What questions can data science answer?
There are only five questions machine learning can answer: Is this A or B? Is this weird? How much/how many? How is it organized? What should I do next? We examine these questions in detail and what it implies for data science.
As amazing as it is, there are only five questions machine learning can answer.
Is this A or B?
Is this weird?
How much/how many?
How is it organized?
What should I do next?
Machine learning (ML) is the motor that drives data science. Each ML method (also called an algorithm) takes in data, turns it over, and spits out an answer. ML algorithms do the part of data science that is the trickiest to explain and the most fun to work with. That’s where the mathematical magic happens.
ML algorithms can be grouped into families based on the type of question they answer. These can help guide your thinking as you are formulating your razor sharp question.
Is this A or B?
This family is formally known as two-class classification. It’s useful for any question that has just two possible answers: yes or no, on or off, smoking or non-smoking, purchased or not. Lots of data science questions sound like this or can be re-phrased to fit this form. It’s the simplest and most commonly asked data science question. Here are few typical examples.
- Will this customer renew their subscription?
- Is this an image of a cat or a dog?
- Will this customer click on the top link?
- Will this tire fail in the next thousand miles?
- Does the $5 coupon or the 25% off coupon result in more return customers?
Is this A or B or C or D?
This algorithm family is called multi-class classification. Like its name implies, it answers a question that has several (or even many) possible answers: which flavor, which person, which part, which company, which candidate. Most multi-class classification algorithms are just extensions of two-class classification algorithms. Here are a few typical examples.
- Which animal is in this image?
- Which aircraft is causing this radar signature?
- What is the topic of this news article?
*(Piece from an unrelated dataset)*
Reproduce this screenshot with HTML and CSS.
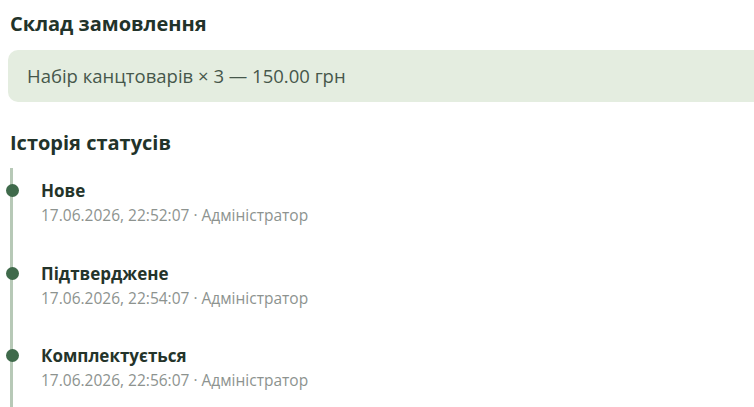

- What is the mood of this tweet?
- Who is the speaker in this recording?
Is this Weird?
This family of algorithms performs anomaly detection. They identify data points that are not normal. If you are paying close attention, you noticed that this looks like a binary classification question. It can be answered yes or no. The difference is that binary classification assumes you have a collection of examples of both yes and no cases. Anomaly detection doesn’t. This is particularly useful when what you are looking for occurs so rarely that you haven’t had a chance to collect many examples of it, like equipment failures. It’s also very helpful when there is a lot of variety in what constitutes “not normal,” as there is in credit card fraud detection. Here are some typical anomaly detection questions.
- Is this pressure reading unusual?
- Is this internet message typical?
- Is this combination of purchases very different from what this customer has made in the past?
- Are these voltages normal for this season and time of day?